En une seule génération, l’imprimeur est passé de simple artisan à notable influant dans de nombreuses sphères à Rennes. Il décède en 1893. Sa politique sociale a été poursuivie par son fils aîné Charles, en désaccord avec son frère cadet René qui reprend l’entreprise en 1924, à la mort de son frère. Ce dernier introduit notamment l’offset en 1929 qui remplacera progressivement les presses lithographiques. À sa liquidation en 1983, l’imprimerie compte 1 300 salariés, 950 deviennent chômeurs. Elle se scinde alors en trois entreprises indépendantes.

Collectionneurs de papillons et de coléoptères

Les visiteurs de l’exposition peuvent aussi découvrir le mode de vie de cette famille bourgeoise détentrice d’un riche patrimoine bâti. Les deux fils du fondateur sont devenus des entomologistes reconnus et sont constitué deux grandes collections de papillons et de coléoptères, représentées dans la muséographie. Joseph Oberthür, le fils de Charles, médecin, a été aussi un illustrateur animalier célèbre.

Témoignage d’un ancien d’Oberthür

André Lelièvre fait partie des « anciens d’Oberthür ». Il y est entré comme apprenti en 1962, âgé alors de 15 ans. « Dans l’école de l’imprimerie, nous suivions des cours techniques et pratiques, mais aussi l’enseignement des matières générales comme le français et les mathématiques », se rappelle-t-il. « J’y ai obtenu un CAP Conducteur de machines à imprimer offset, qui a été créé à l’initiative de l’école Oberthür en 1966, suivi de deux années de perfectionnement. »

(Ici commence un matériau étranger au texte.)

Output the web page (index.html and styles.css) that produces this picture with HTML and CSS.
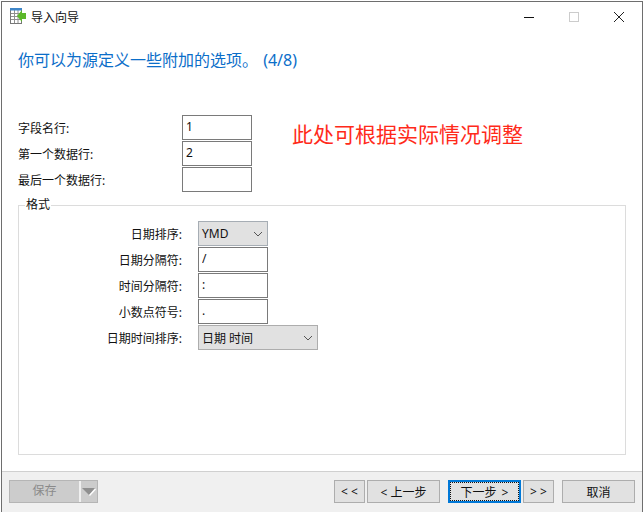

En plus de son poste de conducteur offset dans l’entreprise, André Lelièvre occupe des responsabilités dans le syndicat CGT, en tant que délégué du personnel, puis du comité d’entreprise. À la liquidation, il est licencié. Avec deux autres collègues, il crée l’imprimerie du Rimon 4 mois plus tard à Domloup à l’époque. « Nous avons construit notre fonds de commerce grâce à notre savoir-faire et à la renommée d’Oberthür. Les trois branches de l’entreprise nous passaient des commandes. Notre réactivité nous a permis de nous développer. » En retraite depuis 10 ans, l’imprimeur se rappelle de « l’esprit de famille qui régnait au sein de l’entreprise Oberthür, de la solidarité, et du dialogue maintenu avec les cadres dans les moments difficiles. »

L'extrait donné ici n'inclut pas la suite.